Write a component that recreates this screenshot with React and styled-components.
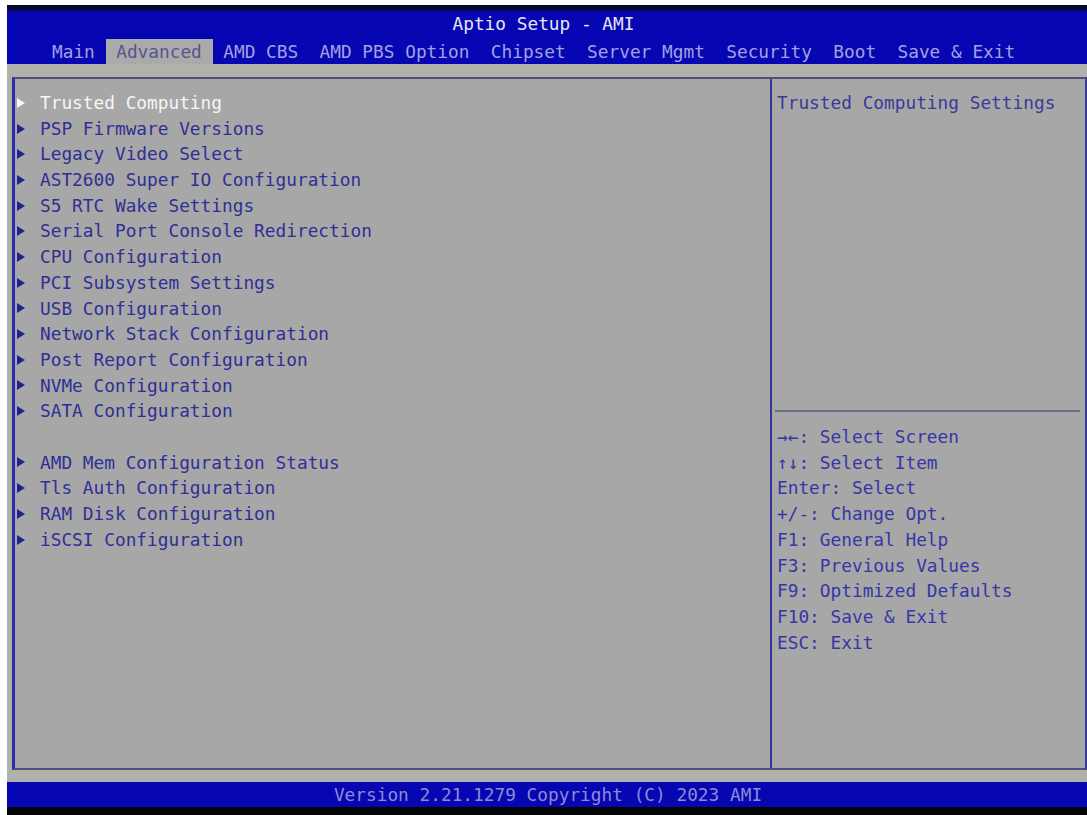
import React from "react";
import styled, { createGlobalStyle } from "styled-components";

const ROW = 25.7;
const FONT = `"DejaVu Sans Mono", "Liberation Mono", monospace`;

const Global = createGlobalStyle`
  html, body { margin: 0; padding: 0; background: #ffffff; }
  body { font-family: ${FONT}; }
`;

const Screen = styled.div`
  margin: 5px 0 0 7px;
  width: 1080px;
  height: 810px;
  display: flex;
  flex-direction: column;
  background: #a9a9a9;
  font-family: ${FONT};
  font-size: 17.8px;
  overflow: hidden;
`;

const TopEdge = styled.div`
  height: 6px;
  background: linear-gradient(#08080c, #0a0a60);
`;

const Header = styled.header`
  height: 53px;
  background: #0606b2;
  display: flex;
  flex-direction: column;
`;

const Title = styled.div`
  height: 28px;
  line-height: 26px;
  text-align: center;
  color: #e6e6f2;
  white-space: pre;
  padding-right: 7px;
`;

const TabRow = styled.nav`
  height: 25px;
  display: flex;
  align-items: stretch;
  padding-left: 34.3px;
`;

const Tab = styled.div`
  padding: 0 10.7px;
  line-height: 26px;
  white-space: pre;
  color: ${(p) => (p.$active ? "#56568e" : "#a2a2e4")};
  background: ${(p) => (p.$active ? "#aaaaaa" : "transparent")};
`;

const Body = styled.main`
  flex: 1;
  background: #b1b1ab;
  padding: 13px 0 12px 5px;
  display: flex;
`;

const Panel = styled.section`
  flex: 1;
  display: grid;
  grid-template-columns: 755px 1fr;
  background: #a7a7a7;
  border-top: 2px solid #4e4e7e;
  border-bottom: 2px solid #4e4e7e;
  border-left: 3px solid #2c2ca6;
  border-right: 2px solid #3c3c96;
`;

const MainList = styled.ul`
  list-style: none;
  margin: 0;
  padding: 11px 0 0 0;
`;

const Item = styled.li`
  height: ${ROW}px;
  line-height: ${ROW}px;
  display: flex;
  align-items: center;
  white-space: pre;
  color: ${(p) => (p.$selected ? "#f6f6f6" : "#2f2f96")};
`;

const Arrow = styled.span`
  width: 0;
  height: 0;
  margin-left: 2px;
  margin-right: 15px;
  border-top: 5px solid transparent;
  border-bottom: 5px solid transparent;
  border-left: 8px solid ${(p) => (p.$selected ? "#f6f6f6" : "#22228e")};
`;

const Spacer = styled.li`
  height: ${ROW}px;
`;

const Side = styled.aside`
  border-left: 2px solid #34349a;
  padding: 11px 0 0 5px;
  display: flex;
  flex-direction: column;
`;

const Desc = styled.div`
  height: ${ROW * 12}px;
  line-height: ${ROW}px;
  color: #3a3a98;
  white-space: pre;
`;

const Divider = styled.div`
  height: ${ROW}px;
  display: flex;
  align-items: center;
  margin: 0 5px 0 -2px;
  &::after {
    content: "";
    flex: 1;
    height: 2px;
    background: #6c6c88;
  }
`;

const HelpLine = styled.div`
  height: ${ROW}px;
  line-height: ${ROW}px;
  color: #3636a6;
  white-space: pre;
`;

const Footer = styled.footer`
  height: 25px;
  background: #0606b2;
  color: #8c8cd6;
  text-align: center;
  line-height: 26px;
  white-space: pre;
  padding-left: 2px;
`;

const BottomEdge = styled.div`
  height: 8px;
  background: #050508;
`;

const tabs = [
  "Main",
  "Advanced",
  "AMD CBS",
  "AMD PBS Option",
  "Chipset",
  "Server Mgmt",
  "Security",
  "Boot",
  "Save & Exit",
];

const items = [
  "Trusted Computing",
  "PSP Firmware Versions",
  "Legacy Video Select",
  "AST2600 Super IO Configuration",
  "S5 RTC Wake Settings",
  "Serial Port Console Redirection",
  "CPU Configuration",
  "PCI Subsystem Settings",
  "USB Configuration",
  "Network Stack Configuration",
  "Post Report Configuration",
  "NVMe Configuration",
  "SATA Configuration",
  null,
  "AMD Mem Configuration Status",
  "Tls Auth Configuration",
  "RAM Disk Configuration",
  "iSCSI Configuration",
];

const help = [
  "\u2192\u2190: Select Screen",
  "\u2191\u2193: Select Item",
  "Enter: Select",
  "+/-: Change Opt.",
  "F1: General Help",
  "F3: Previous Values",
  "F9: Optimized Defaults",
  "F10: Save & Exit",
  "ESC: Exit",
];

export default function App() {
  return (
    <>
      <Global />
      <Screen>
        <TopEdge />
        <Header>
          <Title>Aptio Setup - AMI</Title>
          <TabRow>
            {tabs.map((t) => (
              <Tab key={t} $active={t === "Advanced"}>
                {t}
              </Tab>
            ))}
          </TabRow>
        </Header>
        <Body>
          <Panel>
            <MainList>
              {items.map((it, i) =>
                it === null ? (
                  <Spacer key={i} />
                ) : (
                  <Item key={i} $selected={i === 0}>
                    <Arrow $selected={i === 0} />
                    {it}
                  </Item>
                )
              )}
            </MainList>
            <Side>
              <Desc>Trusted Computing Settings</Desc>
              <Divider />
              {help.map((h) => (
                <HelpLine key={h}>{h}</HelpLine>
              ))}
            </Side>
          </Panel>
        </Body>
        <Footer>Version 2.21.1279 Copyright (C) 2023 AMI</Footer>
        <BottomEdge />
      </Screen>
    </>
  );
}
────────
Return the whole listing, word for word, and leave out every picture.

Write a component that recreates this screenshot with React and styled-components.
import React from "react";
import styled, { createGlobalStyle } from "styled-components";

const ROW = 25.7;
const FONT = `"DejaVu Sans Mono", "Liberation Mono", monospace`;

const Global = createGlobalStyle`
  html, body { margin: 0; padding: 0; background: #ffffff; }
  body { font-family: ${FONT}; }
`;

const Screen = styled.div`
  margin: 5px 0 0 7px;
  width: 1080px;
  height: 810px;
  display: flex;
  flex-direction: column;
  background: #a9a9a9;
  font-family: ${FONT};
  font-size: 17.8px;
  overflow: hidden;
`;

const TopEdge = styled.div`
  height: 6px;
  background: linear-gradient(#08080c, #0a0a60);
`;

const Header = styled.header`
  height: 53px;
  background: #0606b2;
  display: flex;
  flex-direction: column;
`;

const Title = styled.div`
  height: 28px;
  line-height: 26px;
  text-align: center;
  color: #e6e6f2;
  white-space: pre;
  padding-right: 7px;
`;

const TabRow = styled.nav`
  height: 25px;
  display: flex;
  align-items: stretch;
  padding-left: 34.3px;
`;

const Tab = styled.div`
  padding: 0 10.7px;
  line-height: 26px;
  white-space: pre;
  color: ${(p) => (p.$active ? "#56568e" : "#a2a2e4")};
  background: ${(p) => (p.$active ? "#aaaaaa" : "transparent")};
`;

const Body = styled.main`
  flex: 1;
  background: #b1b1ab;
  padding: 13px 0 12px 5px;
  display: flex;
`;

const Panel = styled.section`
  flex: 1;
  display: grid;
  grid-template-columns: 755px 1fr;
  background: #a7a7a7;
  border-top: 2px solid #4e4e7e;
  border-bottom: 2px solid #4e4e7e;
  border-left: 3px solid #2c2ca6;
  border-right: 2px solid #3c3c96;
`;

const MainList = styled.ul`
  list-style: none;
  margin: 0;
  padding: 11px 0 0 0;
`;

const Item = styled.li`
  height: ${ROW}px;
  line-height: ${ROW}px;
  display: flex;
  align-items: center;
  white-space: pre;
  color: ${(p) => (p.$selected ? "#f6f6f6" : "#2f2f96")};
`;

const Arrow = styled.span`
  width: 0;
  height: 0;
  margin-left: 2px;
  margin-right: 15px;
  border-top: 5px solid transparent;
  border-bottom: 5px solid transparent;
  border-left: 8px solid ${(p) => (p.$selected ? "#f6f6f6" : "#22228e")};
`;

const Spacer = styled.li`
  height: ${ROW}px;
`;

const Side = styled.aside`
  border-left: 2px solid #34349a;
  padding: 11px 0 0 5px;
  display: flex;
  flex-direction: column;
`;

const Desc = styled.div`
  height: ${ROW * 12}px;
  line-height: ${ROW}px;
  color: #3a3a98;
  white-space: pre;
`;

const Divider = styled.div`
  height: ${ROW}px;
  display: flex;
  align-items: center;
  margin: 0 5px 0 -2px;
  &::after {
    content: "";
    flex: 1;
    height: 2px;
    background: #6c6c88;
  }
`;

const HelpLine = styled.div`
  height: ${ROW}px;
  line-height: ${ROW}px;
  color: #3636a6;
  white-space: pre;
`;

const Footer = styled.footer`
  height: 25px;
  background: #0606b2;
  color: #8c8cd6;
  text-align: center;
  line-height: 26px;
  white-space: pre;
  padding-left: 2px;
`;

const BottomEdge = styled.div`
  height: 8px;
  background: #050508;
`;

const tabs = [
  "Main",
  "Advanced",
  "AMD CBS",
  "AMD PBS Option",
  "Chipset",
  "Server Mgmt",
  "Security",
  "Boot",
  "Save & Exit",
];

const items = [
  "Trusted Computing",
  "PSP Firmware Versions",
  "Legacy Video Select",
  "AST2600 Super IO Configuration",
  "S5 RTC Wake Settings",
  "Serial Port Console Redirection",
  "CPU Configuration",
  "PCI Subsystem Settings",
  "USB Configuration",
  "Network Stack Configuration",
  "Post Report Configuration",
  "NVMe Configuration",
  "SATA Configuration",
  null,
  "AMD Mem Configuration Status",
  "Tls Auth Configuration",
  "RAM Disk Configuration",
  "iSCSI Configuration",
];

const help = [
  "\u2192\u2190: Select Screen",
  "\u2191\u2193: Select Item",
  "Enter: Select",
  "+/-: Change Opt.",
  "F1: General Help",
  "F3: Previous Values",
  "F9: Optimized Defaults",
  "F10: Save & Exit",
  "ESC: Exit",
];

export default function App() {
  return (
    <>
      <Global />
      <Screen>
        <TopEdge />
        <Header>
          <Title>Aptio Setup - AMI</Title>
          <TabRow>
            {tabs.map((t) => (
              <Tab key={t} $active={t === "Advanced"}>
                {t}
              </Tab>
            ))}
          </TabRow>
        </Header>
        <Body>
          <Panel>
            <MainList>
              {items.map((it, i) =>
                it === null ? (
                  <Spacer key={i} />
                ) : (
                  <Item key={i} $selected={i === 0}>
                    <Arrow $selected={i === 0} />
                    {it}
                  </Item>
                )
              )}
            </MainList>
            <Side>
              <Desc>Trusted Computing Settings</Desc>
              <Divider />
              {help.map((h) => (
                <HelpLine key={h}>{h}</HelpLine>
              ))}
            </Side>
          </Panel>
        </Body>
        <Footer>Version 2.21.1279 Copyright (C) 2023 AMI</Footer>
        <BottomEdge />
      </Screen>
    </>
  );
}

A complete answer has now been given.